Regional sourcing can mitigate certain risks, but it does not replace the need for supplier visibility and performance management, item-level data, and strict sourcing discipline. This is especially true in MRO, where organizations depend on broad distributor networks and thousands of indirect-material SKUs that often lack the governance applied to direct materials.

Product-Level Tariff Decisions Require Product-Level Data

A prominent theme from the past month is the growing role of exemptions, hearings, and product-specific tariff decisions.

Recent USTR hearings regarding proposed tariffs tied to forced-labor enforcement showed countries and industries pushing back against broad tariff treatments. Meanwhile, the U.S.-China tariff process reinforces the same reality: with public comments closing on potential tariff modifications for certain non-sensitive goods, tariff exposure is moving strictly to the product level.

For MRO leaders, this granularity creates both risk and opportunity. If certain goods become eligible for relief, organizations with clean item data and intelligent master data management can capture savings faster. Unfortunately, many MRO environments are not built for this level of precision.

In a stable market, the following common MRO issues create simple inefficiencies. In today’s tariff environment, they create dangerous strategic blind spots:

  • Inconsistent item descriptions across different facilities.
  • Incomplete or inaccurate manufacturer information.
  • Fragmented spend distributed across multiple localized supplier records.
  • Critical spare parts categorized alongside routine consumables.
  • Rampant off-contract buying that obscures true financial exposure.

How Tariff Risk Becomes Operational Risk

For procurement and supply chain teams, the practical impact of trade policy often materializes on the floor long before it feels “strategic” in the boardroom. Tariff risk mutates into operational risk in highly disruptive ways:

  • A legacy supplier quietly adds a surcharge to a routine invoice.
  • A previously common component suddenly becomes difficult to source.
  • A trusted distributor changes their pricing structure without warning.
  • A critical replacement part experiences an unexplained extension in lead time.
  • A facility bypasses preferred channels to buy rogue parts just to keep production moving.

MRO sits at the vital intersection of cost control, uptime, reliability, working capital, and supplier performance. When the MRO supply chain is fragmented, organizations can only react to these disruptions.
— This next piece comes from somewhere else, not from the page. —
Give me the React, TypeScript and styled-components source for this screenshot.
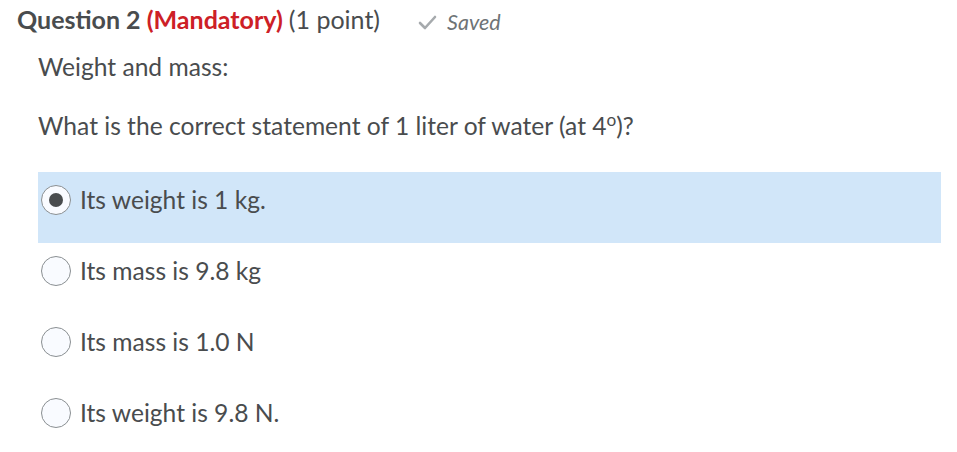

When it is connected, governed, and data-driven, organizations can respond with speed and discipline.

The Litmus Test for Enterprise Resilience

Executives must evaluate their current MRO posture by asking straightforward, uncompromising questions:

  • Can we identify exactly which MRO categories are most exposed to current tariffs?
  • Do we know which suppliers are successfully passing through tariff-related costs?
  • Can we distinctly separate critical spares from routine consumables in our data?
  • Are local, unmanaged buying behaviors creating avoidable financial exposure?
  • Are procurement, maintenance, and storeroom operations acting from a single source of truth?

These are no longer just procurement questions—they are enterprise resilience questions.

From Visibility to Control

The companies best positioned to thrive in this environment will not be the ones reading the most tariff updates. They will be the ones with the tightest control over their MRO operating model.

Control starts with cleaner item data, stronger supplier normalization, intelligent category management, and disciplined procurement execution via end-to-end source-to-pay processes. It requires seamless coordination between procurement, maintenance, storeroom operations, and finance so the business can pivot instantly when costs, availability, or supplier conditions shift.

This is where a deeply integrated MRO model transforms into a competitive advantage. No organization can predict every geopolitical policy move. But by connecting data, sourcing, inventory, and storeroom operations, MRO leaders can stop reacting to tariff volatility and start managing it as a core pillar of their resilience strategy.

The Bottom Line

The past month has solidified the reality of modern trade: policy is becoming more specific, more negotiable, and deeply embedded in day-to-day supply chain decisions.

In the managed trade era, resilience does not come from reacting faster to the latest government announcement. It comes from establishing an MRO supply chain that is disciplined enough to adapt before the disruption ever reaches the plant floor.

The next major advantage for U.S. manufacturers will come from control. Control over data, control over suppliers, and control over the operating model that keeps your facilities running.